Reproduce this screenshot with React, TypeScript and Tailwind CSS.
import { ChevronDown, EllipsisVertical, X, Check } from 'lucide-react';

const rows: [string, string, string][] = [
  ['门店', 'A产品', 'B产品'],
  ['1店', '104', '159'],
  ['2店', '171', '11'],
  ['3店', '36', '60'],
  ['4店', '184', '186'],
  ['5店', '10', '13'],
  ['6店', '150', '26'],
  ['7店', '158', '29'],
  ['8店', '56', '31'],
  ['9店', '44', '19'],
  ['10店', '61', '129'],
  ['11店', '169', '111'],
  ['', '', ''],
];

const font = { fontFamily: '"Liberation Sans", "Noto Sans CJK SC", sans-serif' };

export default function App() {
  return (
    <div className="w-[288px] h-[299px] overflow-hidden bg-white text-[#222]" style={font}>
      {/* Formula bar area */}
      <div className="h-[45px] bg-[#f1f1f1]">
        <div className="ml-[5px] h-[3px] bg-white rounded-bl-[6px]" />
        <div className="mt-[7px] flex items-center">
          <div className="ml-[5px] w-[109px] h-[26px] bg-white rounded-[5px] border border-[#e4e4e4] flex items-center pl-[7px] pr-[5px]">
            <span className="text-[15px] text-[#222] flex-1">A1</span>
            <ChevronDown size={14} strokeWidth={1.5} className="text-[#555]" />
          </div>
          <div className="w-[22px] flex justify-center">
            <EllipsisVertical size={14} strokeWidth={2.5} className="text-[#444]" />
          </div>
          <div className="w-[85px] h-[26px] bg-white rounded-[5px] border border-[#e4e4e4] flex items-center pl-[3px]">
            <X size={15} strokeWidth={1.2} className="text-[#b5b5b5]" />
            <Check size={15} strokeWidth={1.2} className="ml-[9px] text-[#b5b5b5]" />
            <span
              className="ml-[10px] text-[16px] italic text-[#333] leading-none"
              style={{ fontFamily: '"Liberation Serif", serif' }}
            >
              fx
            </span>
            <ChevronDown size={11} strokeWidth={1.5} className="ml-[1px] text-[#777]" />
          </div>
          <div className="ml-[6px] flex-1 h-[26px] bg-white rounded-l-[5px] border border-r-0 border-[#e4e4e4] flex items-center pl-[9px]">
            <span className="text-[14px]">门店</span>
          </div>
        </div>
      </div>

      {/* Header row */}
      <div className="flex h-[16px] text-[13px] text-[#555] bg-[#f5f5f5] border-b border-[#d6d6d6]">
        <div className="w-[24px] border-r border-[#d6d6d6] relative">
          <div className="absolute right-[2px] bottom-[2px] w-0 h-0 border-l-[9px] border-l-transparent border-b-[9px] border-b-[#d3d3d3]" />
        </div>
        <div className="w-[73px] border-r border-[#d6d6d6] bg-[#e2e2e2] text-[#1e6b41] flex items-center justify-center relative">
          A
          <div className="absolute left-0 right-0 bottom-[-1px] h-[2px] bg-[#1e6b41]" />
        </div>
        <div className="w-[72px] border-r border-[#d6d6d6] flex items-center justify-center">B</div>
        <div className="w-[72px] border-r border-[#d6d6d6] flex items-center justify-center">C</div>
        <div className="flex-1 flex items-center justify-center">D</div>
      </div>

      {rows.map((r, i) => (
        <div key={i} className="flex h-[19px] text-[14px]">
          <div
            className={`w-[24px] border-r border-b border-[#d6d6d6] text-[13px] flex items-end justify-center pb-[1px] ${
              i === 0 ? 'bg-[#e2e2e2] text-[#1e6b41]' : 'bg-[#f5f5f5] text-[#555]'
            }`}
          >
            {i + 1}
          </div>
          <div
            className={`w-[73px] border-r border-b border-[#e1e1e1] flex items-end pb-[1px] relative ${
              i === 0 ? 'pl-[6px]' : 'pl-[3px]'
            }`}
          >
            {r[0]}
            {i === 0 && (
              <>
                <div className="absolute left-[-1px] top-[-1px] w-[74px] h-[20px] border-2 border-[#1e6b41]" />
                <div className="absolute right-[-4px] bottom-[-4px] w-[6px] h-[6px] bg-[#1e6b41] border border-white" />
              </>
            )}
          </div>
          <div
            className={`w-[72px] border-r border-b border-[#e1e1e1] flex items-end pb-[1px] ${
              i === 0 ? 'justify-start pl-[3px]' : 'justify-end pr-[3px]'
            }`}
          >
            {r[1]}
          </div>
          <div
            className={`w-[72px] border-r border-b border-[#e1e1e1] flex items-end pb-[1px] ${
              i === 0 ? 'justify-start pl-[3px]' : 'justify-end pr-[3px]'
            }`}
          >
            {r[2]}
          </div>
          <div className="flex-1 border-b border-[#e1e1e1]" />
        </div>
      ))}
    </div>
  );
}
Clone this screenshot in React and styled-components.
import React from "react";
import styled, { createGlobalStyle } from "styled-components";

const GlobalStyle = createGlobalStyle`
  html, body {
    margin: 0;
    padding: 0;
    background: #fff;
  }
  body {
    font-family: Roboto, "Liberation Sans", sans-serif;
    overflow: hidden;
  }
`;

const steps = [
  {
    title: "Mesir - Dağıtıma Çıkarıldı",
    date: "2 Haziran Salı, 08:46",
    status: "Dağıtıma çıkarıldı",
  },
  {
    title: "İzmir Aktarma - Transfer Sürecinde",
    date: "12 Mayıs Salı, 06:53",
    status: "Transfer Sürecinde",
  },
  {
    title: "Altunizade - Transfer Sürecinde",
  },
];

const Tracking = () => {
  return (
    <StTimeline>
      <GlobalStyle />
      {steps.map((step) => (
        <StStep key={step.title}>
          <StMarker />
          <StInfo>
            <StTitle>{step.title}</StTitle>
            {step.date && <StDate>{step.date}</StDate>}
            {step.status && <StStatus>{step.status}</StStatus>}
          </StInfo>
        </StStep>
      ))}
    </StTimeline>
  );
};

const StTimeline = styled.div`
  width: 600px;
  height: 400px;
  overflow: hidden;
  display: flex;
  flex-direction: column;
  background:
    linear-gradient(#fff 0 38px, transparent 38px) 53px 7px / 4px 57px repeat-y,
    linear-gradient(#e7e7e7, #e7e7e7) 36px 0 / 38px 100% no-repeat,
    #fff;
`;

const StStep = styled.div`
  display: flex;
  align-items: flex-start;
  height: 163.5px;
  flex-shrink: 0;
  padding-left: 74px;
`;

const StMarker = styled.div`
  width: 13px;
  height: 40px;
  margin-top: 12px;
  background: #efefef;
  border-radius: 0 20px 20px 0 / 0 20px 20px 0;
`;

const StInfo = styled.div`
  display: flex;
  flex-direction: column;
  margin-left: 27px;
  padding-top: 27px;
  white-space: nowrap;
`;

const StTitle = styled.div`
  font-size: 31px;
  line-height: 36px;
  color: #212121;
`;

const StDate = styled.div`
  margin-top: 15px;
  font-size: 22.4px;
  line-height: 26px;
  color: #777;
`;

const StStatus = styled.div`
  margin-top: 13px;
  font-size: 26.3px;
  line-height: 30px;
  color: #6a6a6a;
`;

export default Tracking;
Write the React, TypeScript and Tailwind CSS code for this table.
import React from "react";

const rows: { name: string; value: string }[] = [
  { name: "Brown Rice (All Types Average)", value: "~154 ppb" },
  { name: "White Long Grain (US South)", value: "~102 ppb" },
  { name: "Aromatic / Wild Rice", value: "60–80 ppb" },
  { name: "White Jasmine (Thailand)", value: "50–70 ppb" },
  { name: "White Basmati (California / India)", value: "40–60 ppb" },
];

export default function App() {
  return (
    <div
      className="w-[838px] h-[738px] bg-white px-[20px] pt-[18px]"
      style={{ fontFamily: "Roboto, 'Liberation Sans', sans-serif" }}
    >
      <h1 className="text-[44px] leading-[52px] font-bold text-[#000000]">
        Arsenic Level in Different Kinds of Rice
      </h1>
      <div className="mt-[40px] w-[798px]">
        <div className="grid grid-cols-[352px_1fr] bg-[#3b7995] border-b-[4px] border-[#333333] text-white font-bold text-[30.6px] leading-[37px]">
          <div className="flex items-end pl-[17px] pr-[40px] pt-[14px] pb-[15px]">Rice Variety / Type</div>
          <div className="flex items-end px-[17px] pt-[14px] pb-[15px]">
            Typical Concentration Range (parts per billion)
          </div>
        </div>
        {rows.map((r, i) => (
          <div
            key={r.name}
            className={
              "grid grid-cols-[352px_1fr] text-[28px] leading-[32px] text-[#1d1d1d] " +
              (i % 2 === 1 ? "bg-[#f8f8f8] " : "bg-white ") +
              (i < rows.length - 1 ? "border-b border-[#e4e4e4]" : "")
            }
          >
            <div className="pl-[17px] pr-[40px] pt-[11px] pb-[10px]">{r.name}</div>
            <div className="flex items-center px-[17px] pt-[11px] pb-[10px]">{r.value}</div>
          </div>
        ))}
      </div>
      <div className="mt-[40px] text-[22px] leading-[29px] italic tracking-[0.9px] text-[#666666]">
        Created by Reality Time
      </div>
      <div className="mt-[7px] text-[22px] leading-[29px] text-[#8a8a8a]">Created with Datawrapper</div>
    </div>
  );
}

= What to produce =
Look above and return each line of the records exactly, from the very first through the line with "EllipsisVertical, X, Check", both included.

= Solution below =
Reproduce this screenshot with React, TypeScript and Tailwind CSS.
import { ChevronDown, EllipsisVertical, X, Check } from 'lucide-react';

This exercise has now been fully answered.